[begin PROVIDED DATA]

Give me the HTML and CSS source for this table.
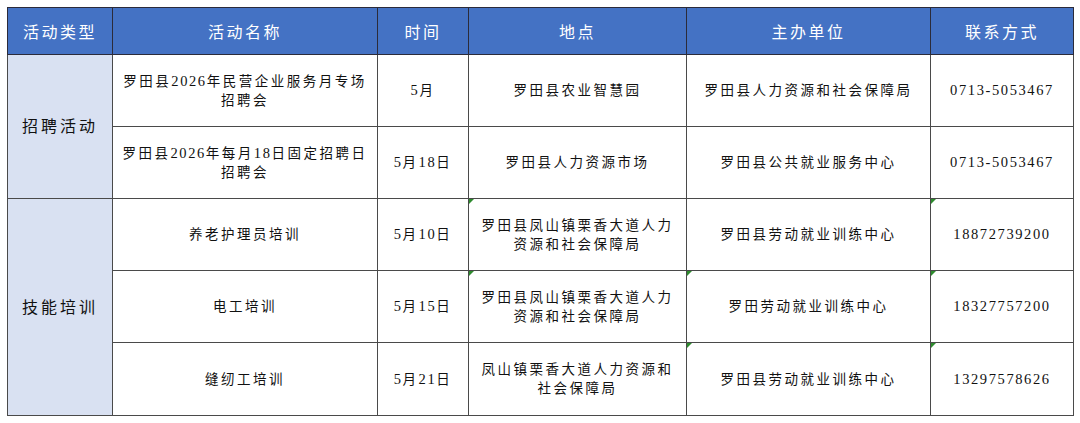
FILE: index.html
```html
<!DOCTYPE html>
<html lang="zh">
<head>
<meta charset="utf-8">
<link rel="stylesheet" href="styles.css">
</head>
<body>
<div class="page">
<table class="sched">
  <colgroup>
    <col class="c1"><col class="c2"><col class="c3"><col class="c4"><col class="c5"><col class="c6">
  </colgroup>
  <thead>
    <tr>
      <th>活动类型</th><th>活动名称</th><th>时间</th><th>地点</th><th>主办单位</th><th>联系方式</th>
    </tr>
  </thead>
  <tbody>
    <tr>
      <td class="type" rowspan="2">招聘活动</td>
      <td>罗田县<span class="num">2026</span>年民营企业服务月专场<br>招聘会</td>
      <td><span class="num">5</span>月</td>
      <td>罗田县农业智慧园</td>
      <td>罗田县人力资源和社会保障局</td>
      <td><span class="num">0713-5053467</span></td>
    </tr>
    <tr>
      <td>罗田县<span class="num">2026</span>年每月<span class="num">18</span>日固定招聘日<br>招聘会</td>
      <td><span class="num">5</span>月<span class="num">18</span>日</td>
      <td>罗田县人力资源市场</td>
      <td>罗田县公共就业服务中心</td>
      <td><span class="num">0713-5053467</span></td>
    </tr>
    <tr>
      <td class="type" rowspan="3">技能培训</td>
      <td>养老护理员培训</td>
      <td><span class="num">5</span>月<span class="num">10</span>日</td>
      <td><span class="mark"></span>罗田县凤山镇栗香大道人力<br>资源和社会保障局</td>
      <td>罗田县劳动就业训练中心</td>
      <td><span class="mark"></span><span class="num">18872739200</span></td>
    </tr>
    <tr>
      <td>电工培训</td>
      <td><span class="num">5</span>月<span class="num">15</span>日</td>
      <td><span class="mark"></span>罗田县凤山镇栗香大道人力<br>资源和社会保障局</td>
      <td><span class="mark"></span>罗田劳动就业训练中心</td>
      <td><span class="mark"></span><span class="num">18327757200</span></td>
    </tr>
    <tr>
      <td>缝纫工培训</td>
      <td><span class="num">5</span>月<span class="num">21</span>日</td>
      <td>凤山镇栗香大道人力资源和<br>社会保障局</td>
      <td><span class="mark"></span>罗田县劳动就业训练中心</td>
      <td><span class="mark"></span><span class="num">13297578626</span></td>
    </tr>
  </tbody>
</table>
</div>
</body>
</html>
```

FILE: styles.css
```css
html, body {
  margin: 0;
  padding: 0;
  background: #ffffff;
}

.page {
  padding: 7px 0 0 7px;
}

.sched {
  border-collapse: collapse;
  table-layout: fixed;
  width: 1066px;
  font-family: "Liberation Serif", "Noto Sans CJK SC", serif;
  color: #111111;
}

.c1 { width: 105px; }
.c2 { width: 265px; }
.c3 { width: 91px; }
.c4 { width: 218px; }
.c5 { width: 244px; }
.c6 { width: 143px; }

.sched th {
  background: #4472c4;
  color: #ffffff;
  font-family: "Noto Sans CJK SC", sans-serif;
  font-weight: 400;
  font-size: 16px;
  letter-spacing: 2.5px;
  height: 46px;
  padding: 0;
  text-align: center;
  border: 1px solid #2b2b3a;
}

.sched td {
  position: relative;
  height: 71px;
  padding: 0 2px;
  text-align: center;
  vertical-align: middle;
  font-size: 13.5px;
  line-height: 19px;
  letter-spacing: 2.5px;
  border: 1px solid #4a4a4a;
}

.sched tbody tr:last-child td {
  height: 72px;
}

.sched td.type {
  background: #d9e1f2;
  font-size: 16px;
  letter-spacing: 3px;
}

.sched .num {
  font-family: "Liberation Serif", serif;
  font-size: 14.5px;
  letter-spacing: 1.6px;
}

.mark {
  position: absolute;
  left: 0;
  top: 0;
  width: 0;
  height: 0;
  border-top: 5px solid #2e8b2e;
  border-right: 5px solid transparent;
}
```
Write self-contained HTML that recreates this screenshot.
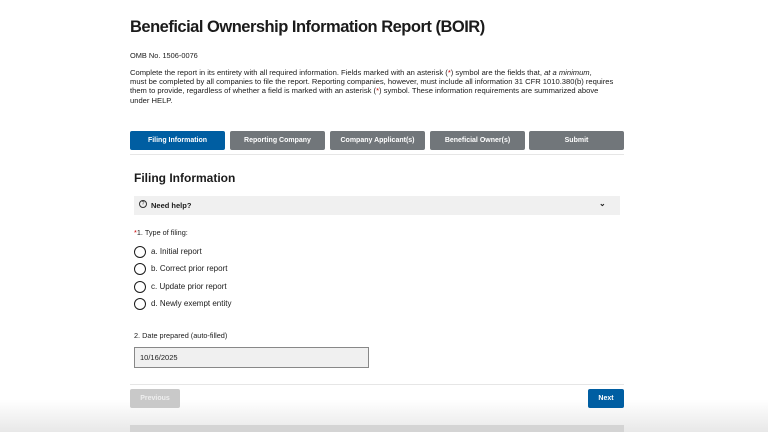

[end PROVIDED DATA]

EXERCISE DIRECTIONS: State only the number of lines in these entries that contain "this".

TASK ANSWER: 2